04.02: The harmony of the sword and the word.

by June 27, 2012

Our society is characterized by paranoia for violence in the name of religion. We tend to fear theocracies, governments formed specifically for fulfilling religious agendas, because they will be intolerant towards all those who don’t agree with their sectarian agenda.

We may extrapolate that same fear on to the Bhagavad-gita when it talks about saintly kings who harmonize their lives with its wisdom (4.2). However, the Bhagavad-gita bombs our sectarian categories right at the start of its message. It declares that we are not our bodies, but are eternal souls who have no intrinsic connection with the bodies that we presently inhabit. Bodily misidentification is the basis of all sects, including even sects with religious nomenclature like Christians, Muslims and even Hindus.

Gita wisdom takes us beyond all our sectarian superficial notions of identity to our universal essence as souls. It urges us to act on that soul for our and others’ holistic upliftment – and to use the word and the sword for that universal purpose. (The word signifies our intellectual resources and the sword, our administrative resources.)

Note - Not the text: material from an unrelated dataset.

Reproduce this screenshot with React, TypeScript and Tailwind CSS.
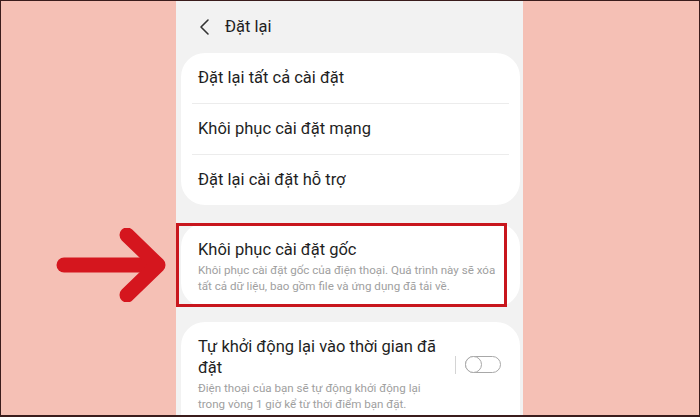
import React from "react";

const font = { fontFamily: "Roboto, 'Noto Sans', sans-serif" };

function Row({ text, divider }: { text: string; divider?: boolean }) {
  return (
    <div className="flex flex-col">
      <div className="h-[50px] flex items-center pl-[17px] text-[16.5px] text-[#1f1f1f]">{text}</div>
      {divider && <div className="mx-[11px] h-px bg-[#ececec]" />}
    </div>
  );
}

export default function App() {
  return (
    <div
      className="w-[700px] h-[417px] border-t border-x border-b-2 border-[#3a1c1c] bg-[#f5c0b5] flex overflow-hidden relative"
      style={font}
    >
      <div className="w-[175px] shrink-0 relative">
        <svg className="absolute left-[55px] top-[227px]" width="115" height="74" viewBox="0 0 115 74">
          <path d="M8 37 H100" stroke="#d5161e" strokeWidth="15" strokeLinecap="round" fill="none" />
          <path d="M71 7 L102 37 L71 67" stroke="#d5161e" strokeWidth="15" strokeLinecap="round" strokeLinejoin="round" fill="none" />
        </svg>
      </div>
      <div className="w-[347px] shrink-0 bg-[#f2f2f2] flex flex-col">
        <div className="h-[52px] shrink-0 flex items-center pl-[22px] gap-[15px] text-[16.5px] text-[#1f1f1f]">
          <svg width="12" height="18" viewBox="0 0 12 18">
            <path d="M10 2 L3 9 L10 16" stroke="#333" strokeWidth="1.6" fill="none" strokeLinecap="round" strokeLinejoin="round" />
          </svg>
          <span>Đặt lại</span>
        </div>
        <div className="ml-[5px] mr-[3px] bg-white rounded-[24px] flex flex-col">
          <Row text="Đặt lại tất cả cài đặt" divider />
          <Row text="Khôi phục cài đặt mạng" divider />
          <Row text="Đặt lại cài đặt hỗ trợ" />
        </div>
        <div className="mt-[18px] ml-[5px] mr-[3px] relative shrink-0">
          <div className="bg-white rounded-[24px] h-[84px] flex flex-col pl-[17px] pt-[16px]">
            <div className="text-[16.5px] leading-[22px] text-[#1f1f1f]">Khôi phục cài đặt gốc</div>
            <div className="text-[11.6px] leading-[15.5px] text-[#a0a0a0] mt-[2px]">
              Khôi phục cài đặt gốc của điện thoại. Quá trình này sẽ xóa
              <br />
              tất cả dữ liệu, bao gồm file và ứng dụng đã tải về.
            </div>
          </div>
          <div className="absolute left-[-5px] top-[0px] w-[331px] h-[84px] border-[3px] border-[#c8161d]" />
        </div>
        <div className="mt-[15px] ml-[5px] mr-[3px] bg-white rounded-t-[24px] flex-1 flex pl-[17px] pt-[14px]">
          <div className="flex-1 flex flex-col">
            <div className="text-[16.5px] leading-[21px] text-[#1f1f1f]">
              Tự khởi động lại vào thời gian đã
              <br />
              đặt
            </div>
            <div className="text-[11.6px] leading-[15.5px] text-[#a0a0a0] mt-[3px]">
              Điện thoại của bạn sẽ tự động khởi động lại
              <br />
              trong vòng 1 giờ kể từ thời điểm bạn đặt.
            </div>
          </div>
          <div className="flex items-start pt-[20px] pr-[19px] gap-[9px]">
            <div className="w-px h-[18px] bg-[#d4d4d4]" />
            <div className="w-[36px] h-[17px] rounded-full border border-[#a8a8a8] relative">
              <div className="absolute left-[-1px] top-[-1px] w-[17px] h-[17px] rounded-full border border-[#a8a8a8] bg-white" />
            </div>
          </div>
        </div>
      </div>
      <div className="flex-1" />
    </div>
  );
}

The Bhagavad-gita illustrates this holistic dynamism through the example of Krishna, who is actually God himself speaking the Gita. In the context of the Mahabharata, Krishna plays the rule of a prince, an administrator who uses the sword when necessary to protect dharma, moral and spiritual order. But in the context of the Gita, he accepts the role of a spiritual intellectual who empowers the warring prince with the word that raises the consciousness from the material to the spiritual. The Gita offers the word as the recommended way for going beyond sectarianism and uses the sword only as a last resort against those who have not only buried themselves in sectarian materialism but are bent on similarly burying the whole society.

Sectarian violence in the name of religion may sometimes makes us feel helpless and even godless, but if we empower ourselves with Gita wisdom, then we can strike proactively at sectarianism by using the word to take our consciousness far beyond petty sectarianism.